Puede parecer muy chistoso, pero no lo es. Al menos, no lo es para el diablo. Donde encuentra una puerta abierta, se mete. Y si le abrimos puertas y ventanas, puede meterse con mayor tranquilidad. La llamada «noche de brujas», que muchos se aprestan a «celebrar» el día 31 de octubre, puede ser la ocasión (para el demonio, la oportunidad) de que, por unas horas, las fuerzas de lo oculto triunfen sobre los hijos de la luz.
Siempre está tramando eso; siempre está a la busca de nuestra flaqueza. Las brujas, las calabazas y toda la imaginería que tiene que ver con el reino oscuro no son –por sí mismas—nada. No van a venir a robarse la inocencia de los niños ni la ingenuidad de sus padres. El problema es otro: el problema es lo que viene detrás de las brujas y las calabazas, de los monos verdes y la tarántulas saliendo del ataúd: el problema es el diablo, que aprovecha un parpadeo, un «qué tiene de malo pedir dulces, envueltos en capas negras y maquillados de zombis», para entrometerse en la vida de alguien. Y para cambiarla a su conveniencia.

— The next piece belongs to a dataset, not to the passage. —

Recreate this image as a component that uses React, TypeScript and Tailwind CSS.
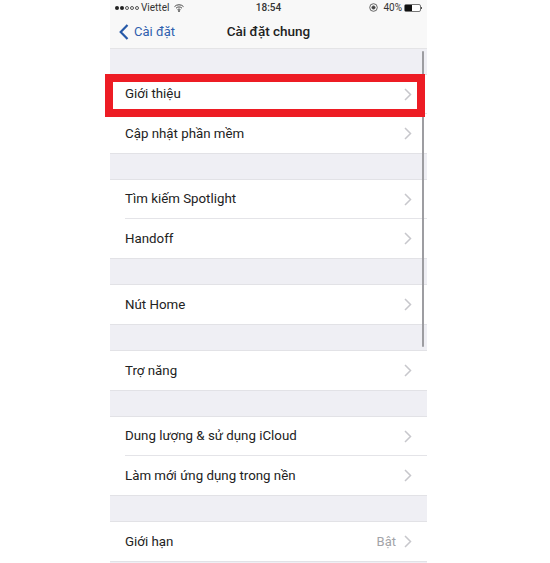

Ya se sabe: la mayor astucia del diablo consiste en convencernos de que no existe. Pero bien que existe. Es un ángel caído por la soberbia que mantiene feroz batalla contra el espíritu de amor, contra su enemigo, contra Cristo Jesús, quien nos redimió de sus garras y nos hizo, de nuevo, agradables a los ojos del Padre. No creo que exista ninguna mamá, ningún papá católico que quiera que su hijo sea atenazado por las tinieblas del pecado. Pero, muchas veces, en lugar de responderle a Jesús le respondemos al mercado, a las baratijas que nos venden para «divertirnos», a la industria de un entretenimiento que no tiene en su esencia la responsabilidad de lo que comercia.
El retorno del paganismo consiste en la diversión con lo oculto mediante la burla del mandato de Cristo: «vigilar y estar alertas». El diablo andará contentísimo estos días de brujas y de calabazas. Tendrá materia para alcanzar su objetivo que no es otro que el confundir a las almas —más aún a las más buenas— haciéndolas ver al mal como bien y al bien como un aburrimiento mortal.